Q2 — True / false with corrections
2.1 False. The conjugate base of H2SO4 is HSO4−; removing exactly one proton gives HSO4−. Only then does a second proton removal produce SO42− (conjugate base of HSO4−). These are two separate conjugate pairs: H2SO4/HSO4− and HSO4−/SO42−.
2.2 True.
2.3 False. Pure water at 37°C is neutral (by definition, [H3O+] = [OH−]) but its pH is approximately 6.81, not 7.00. Neutral pH = 7.00 only at 25°C.
2.4 True.
2.5 False. The inverse strength rule states a stronger acid has a weaker conjugate base (less tendency to accept H+ back). A strong acid fully donates its proton; its conjugate base has almost no tendency to re-accept it.
Q3 — Cloze answers
one / opposite / weaker / autoionisation / neutral / 10−14 / 14 / amphiprotic.
Q4 — Sample concept map
Acceptable arrows include: amphiprotic substance → is an example of → HCO3−; HCO3− → forms two → conjugate acid-base pairs; autoionisation of water → defines → Kw; Kw → leads to → pH + pOH = 14; autoionisation of water → proves water is → amphiprotic substance; conjugate acid-base pair → governs → Kw. Award 1 mark per valid labelled arrow, maximum 6.
Q5.1 — Role of Kw
Kw = [H3O+][OH−] is a fixed constraint at a given temperature. If [H3O+] is known, [OH−] = Kw / [H3O+] can always be calculated, and vice versa. It applies to all aqueous solutions, not only pure water.

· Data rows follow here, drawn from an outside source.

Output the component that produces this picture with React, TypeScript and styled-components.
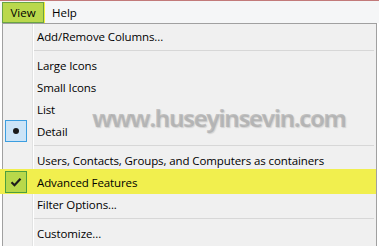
import React from "react";
import styled, { createGlobalStyle, css } from "styled-components";

const GlobalStyle = createGlobalStyle`
  html, body {
    margin: 0;
    padding: 0;
    background: #ffffff;
    overflow: hidden;
  }
  * {
    box-sizing: border-box;
  }
`;

const Screen = styled.div`
  position: relative;
  width: 379px;
  height: 246px;
  overflow: hidden;
  font-family: "Open Sans", "Noto Sans", sans-serif;
  font-size: 11.5px;
  color: #000;
`;

const MenuBar = styled.div`
  display: flex;
  align-items: center;
  height: 23px;
  padding: 0 2px;
  background: #f5f6f7;
  border-top: 1px solid #c27a7a;
`;

const BarItem = styled.div<{ $open?: boolean }>`
  display: flex;
  align-items: center;
  height: 21px;
  padding: 0 8px;
  ${(p) =>
    p.$open &&
    css`
      width: 42px;
      justify-content: center;
      background: #bad84c;
      border: 1px solid #6aa443;
      box-shadow: 1px 0 0 #f3ef3c;
    `}
`;

const Body = styled.div`
  display: flex;
  height: 223px;
`;

const Edge = styled.div<{ $w: number }>`
  width: ${(p) => p.$w}px;
  flex-shrink: 0;
  background: #ffffff;
`;

const Popup = styled.div`
  flex: 1;
  padding: 1px 0 0;
  border: 1px solid #a0a0a0;
  border-bottom: none;
  background: linear-gradient(
    to right,
    #f0f0f0 29px,
    #e2e3e3 29px,
    #e2e3e3 30px,
    #ffffff 30px,
    #ffffff 31px,
    #f0f0f0 31px
  );
`;

const Item = styled.div<{ $marked?: boolean }>`
  position: relative;
  display: flex;
  align-items: center;
  height: 22px;
  ${(p) =>
    p.$marked &&
    css`
      &::before {
        content: "";
        position: absolute;
        top: -2px;
        bottom: -1px;
        left: -3px;
        right: 0;
        background: #f1ef4e;
      }
    `}
`;

const IconCell = styled.div`
  position: relative;
  width: 34px;
  height: 100%;
  flex-shrink: 0;
  display: flex;
  align-items: center;
  padding-left: 2px;
`;

const Check = styled.div<{ $tone: "blue" | "green" }>`
  width: 22px;
  height: 22px;
  display: flex;
  align-items: center;
  justify-content: center;
  ${(p) =>
    p.$tone === "blue"
      ? css`
          background: #cce4f7;
          border: 1px solid #3c9ee0;
        `
      : css`
          background: #b8d84a;
          border: 1px solid #4c9f3e;
        `}
`;

const Dot = styled.span`
  width: 6px;
  height: 6px;
  border-radius: 50%;
  background: #1a1a1a;
`;

const Label = styled.span`
  position: relative;
  white-space: nowrap;
  letter-spacing: -0.1px;
`;

const Separator = styled.div`
  height: 7px;
  margin-left: 31px;
  margin-right: 2px;
  padding-top: 3px;
  &::after {
    content: "";
    display: block;
    height: 1px;
    background: #d7d7d7;
  }
`;

const Watermark = styled.div`
  position: absolute;
  left: 92px;
  top: 101px;
  font-family: "Open Sans", "Noto Sans", sans-serif;
  font-weight: 700;
  font-size: 24px;
  letter-spacing: -1.5px;
  color: rgba(155, 155, 155, 0.55);
  text-shadow: 1px 1px 1px rgba(120, 120, 120, 0.25);
  pointer-events: none;
`;

const CheckMark = () => (
  <svg width="12" height="10" viewBox="0 0 12 10">
    <path d="M1.5 5.2 L4.5 8.2 L10.5 1.8" fill="none" stroke="#1c1c1c" strokeWidth="2.2" />
  </svg>
);

type Row =
  | { kind: "item"; label: string; mark?: "dot" | "check" }
  | { kind: "sep" };

const rows: Row[] = [
  { kind: "item", label: "Add/Remove Columns..." },
  { kind: "sep" },
  { kind: "item", label: "Large Icons" },
  { kind: "item", label: "Small Icons" },
  { kind: "item", label: "List" },
  { kind: "item", label: "Detail", mark: "dot" },
  { kind: "sep" },
  { kind: "item", label: "Users, Contacts, Groups, and Computers as containers" },
  { kind: "item", label: "Advanced Features", mark: "check" },
  { kind: "item", label: "Filter Options..." },
  { kind: "sep" },
  { kind: "item", label: "Customize..." },
];

const App = () => {
  return (
    <Screen>
      <GlobalStyle />
      <MenuBar>
        <BarItem $open>View</BarItem>
        <BarItem>Help</BarItem>
      </MenuBar>
      <Body>
        <Edge $w={2} />
        <Popup>
          {rows.map((r, i) =>
            r.kind === "sep" ? (
              <Separator key={i} />
            ) : (
              <Item key={i} $marked={r.mark === "check"}>
                <IconCell>
                  {r.mark === "dot" && (
                    <Check $tone="blue">
                      <Dot />
                    </Check>
                  )}
                  {r.mark === "check" && (
                    <Check $tone="green">
                      <CheckMark />
                    </Check>
                  )}
                </IconCell>
                <Label>{r.label}</Label>
              </Item>
            )
          )}
        </Popup>
        <Edge $w={2} />
      </Body>
      <Watermark>www.huseyinsevin.com</Watermark>
    </Screen>
  );
};

export default App;
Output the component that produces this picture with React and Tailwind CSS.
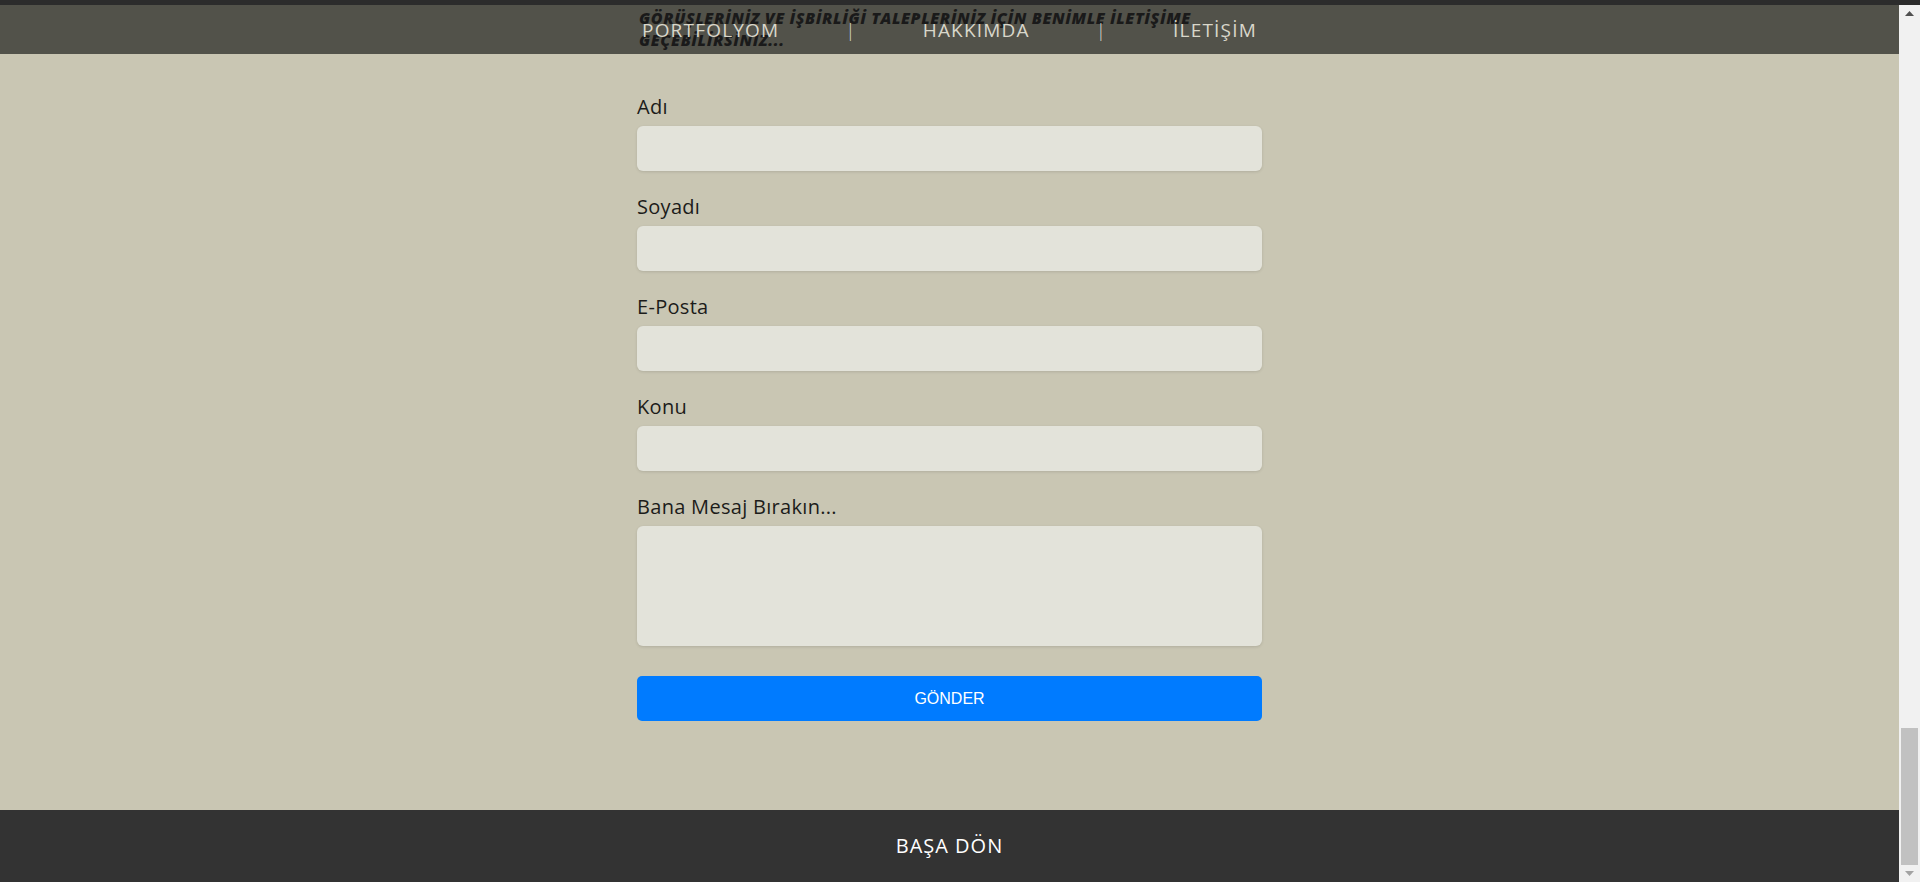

Q5.2 — Inverse strength rule
The conjugate base of a strong acid is an extremely weak base with almost no tendency to re-accept a proton. For example, the conjugate base of HCl (a strong acid) is Cl−, which is negligible as a base.
Q5.3 — Kw and temperature
Water self-ionisation is endothermic (heat is absorbed). By Le Chatelier’s Principle, increasing temperature shifts the equilibrium to the right, increasing [H3O+] and [OH−], so Kw = [H3O+][OH−] increases.
Q5.4 — HCO3− in NaOH
In NaOH solution, OH− ions are present as a strong base. OH− pulls a proton from HCO3−, causing HCO3− to act as an acid (proton donor), producing CO32− + H2O. The reaction partner determines which mode HCO3− adopts.